Exercise
Copy the data below exactly, omitting any picture it contains.

-------

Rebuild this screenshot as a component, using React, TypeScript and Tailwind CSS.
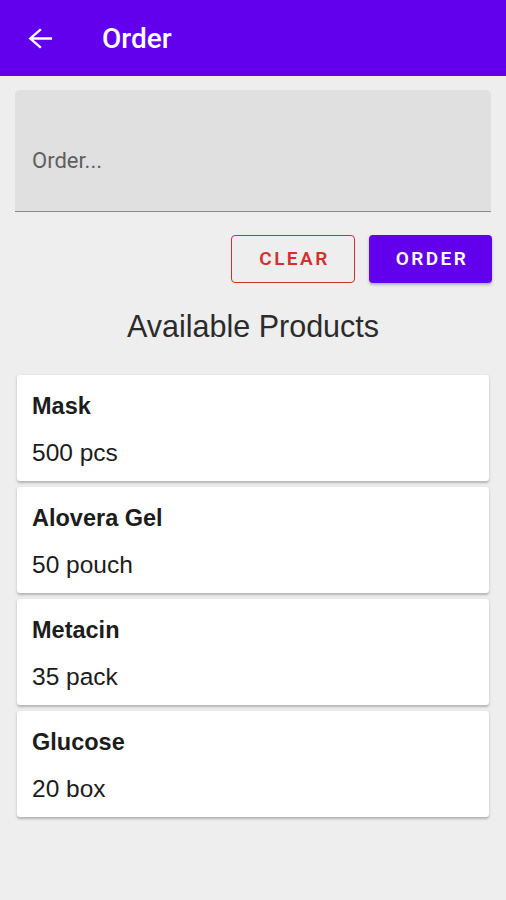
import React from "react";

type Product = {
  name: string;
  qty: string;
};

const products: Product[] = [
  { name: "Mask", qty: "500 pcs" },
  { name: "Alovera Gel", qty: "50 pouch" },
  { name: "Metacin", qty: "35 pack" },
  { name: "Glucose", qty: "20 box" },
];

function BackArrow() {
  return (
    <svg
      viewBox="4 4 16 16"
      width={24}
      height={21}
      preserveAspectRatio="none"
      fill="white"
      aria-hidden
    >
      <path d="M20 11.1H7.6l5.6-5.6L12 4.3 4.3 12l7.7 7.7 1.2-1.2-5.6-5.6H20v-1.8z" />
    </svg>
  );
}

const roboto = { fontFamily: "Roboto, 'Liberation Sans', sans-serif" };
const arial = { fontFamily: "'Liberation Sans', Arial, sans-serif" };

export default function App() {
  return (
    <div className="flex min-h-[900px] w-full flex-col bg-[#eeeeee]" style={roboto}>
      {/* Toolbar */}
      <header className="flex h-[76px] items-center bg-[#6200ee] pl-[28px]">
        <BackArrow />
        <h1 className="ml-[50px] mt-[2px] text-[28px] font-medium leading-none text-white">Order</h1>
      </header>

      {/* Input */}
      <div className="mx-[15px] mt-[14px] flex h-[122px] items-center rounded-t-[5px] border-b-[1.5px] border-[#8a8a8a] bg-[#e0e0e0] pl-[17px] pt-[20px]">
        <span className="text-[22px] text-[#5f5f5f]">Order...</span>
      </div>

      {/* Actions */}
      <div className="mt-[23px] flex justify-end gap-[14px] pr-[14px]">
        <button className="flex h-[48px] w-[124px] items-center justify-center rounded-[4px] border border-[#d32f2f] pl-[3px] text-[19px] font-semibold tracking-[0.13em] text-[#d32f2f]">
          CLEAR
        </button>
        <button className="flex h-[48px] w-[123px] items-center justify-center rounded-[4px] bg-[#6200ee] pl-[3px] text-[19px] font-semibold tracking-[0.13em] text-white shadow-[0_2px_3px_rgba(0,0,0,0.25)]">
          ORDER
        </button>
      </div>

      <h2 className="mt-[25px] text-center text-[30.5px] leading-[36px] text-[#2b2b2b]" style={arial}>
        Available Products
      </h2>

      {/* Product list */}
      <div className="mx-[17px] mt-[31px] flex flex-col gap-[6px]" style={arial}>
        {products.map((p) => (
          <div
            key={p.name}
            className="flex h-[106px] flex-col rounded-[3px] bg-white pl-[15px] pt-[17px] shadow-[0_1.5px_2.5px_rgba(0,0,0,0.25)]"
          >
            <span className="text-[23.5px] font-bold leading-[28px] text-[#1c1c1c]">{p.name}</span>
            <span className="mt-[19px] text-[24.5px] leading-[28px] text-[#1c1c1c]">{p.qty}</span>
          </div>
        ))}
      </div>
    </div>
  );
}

-------

Exercise response
Rebuild this screenshot as a component, using React, TypeScript and Tailwind CSS.
import React from "react";

type Product = {
  name: string;
  qty: string;
};

const products: Product[] = [
  { name: "Mask", qty: "500 pcs" },
  { name: "Alovera Gel", qty: "50 pouch" },
  { name: "Metacin", qty: "35 pack" },
  { name: "Glucose", qty: "20 box" },
];

function BackArrow() {
  return (
    <svg
      viewBox="4 4 16 16"
      width={24}
      height={21}
      preserveAspectRatio="none"
      fill="white"
      aria-hidden
    >
      <path d="M20 11.1H7.6l5.6-5.6L12 4.3 4.3 12l7.7 7.7 1.2-1.2-5.6-5.6H20v-1.8z" />
    </svg>
  );
}

const roboto = { fontFamily: "Roboto, 'Liberation Sans', sans-serif" };
const arial = { fontFamily: "'Liberation Sans', Arial, sans-serif" };

export default function App() {
  return (
    <div className="flex min-h-[900px] w-full flex-col bg-[#eeeeee]" style={roboto}>
      {/* Toolbar */}
      <header className="flex h-[76px] items-center bg-[#6200ee] pl-[28px]">
        <BackArrow />
        <h1 className="ml-[50px] mt-[2px] text-[28px] font-medium leading-none text-white">Order</h1>
      </header>

      {/* Input */}
      <div className="mx-[15px] mt-[14px] flex h-[122px] items-center rounded-t-[5px] border-b-[1.5px] border-[#8a8a8a] bg-[#e0e0e0] pl-[17px] pt-[20px]">
        <span className="text-[22px] text-[#5f5f5f]">Order...</span>
      </div>

      {/* Actions */}
      <div className="mt-[23px] flex justify-end gap-[14px] pr-[14px]">
        <button className="flex h-[48px] w-[124px] items-center justify-center rounded-[4px] border border-[#d32f2f] pl-[3px] text-[19px] font-semibold tracking-[0.13em] text-[#d32f2f]">
          CLEAR
        </button>
        <button className="flex h-[48px] w-[123px] items-center justify-center rounded-[4px] bg-[#6200ee] pl-[3px] text-[19px] font-semibold tracking-[0.13em] text-white shadow-[0_2px_3px_rgba(0,0,0,0.25)]">
          ORDER
        </button>
      </div>

      <h2 className="mt-[25px] text-center text-[30.5px] leading-[36px] text-[#2b2b2b]" style={arial}>
        Available Products
      </h2>

      {/* Product list */}
      <div className="mx-[17px] mt-[31px] flex flex-col gap-[6px]" style={arial}>
        {products.map((p) => (
          <div
            key={p.name}
            className="flex h-[106px] flex-col rounded-[3px] bg-white pl-[15px] pt-[17px] shadow-[0_1.5px_2.5px_rgba(0,0,0,0.25)]"
          >
            <span className="text-[23.5px] font-bold leading-[28px] text-[#1c1c1c]">{p.name}</span>
            <span className="mt-[19px] text-[24.5px] leading-[28px] text-[#1c1c1c]">{p.qty}</span>
          </div>
        ))}
      </div>
    </div>
  );
}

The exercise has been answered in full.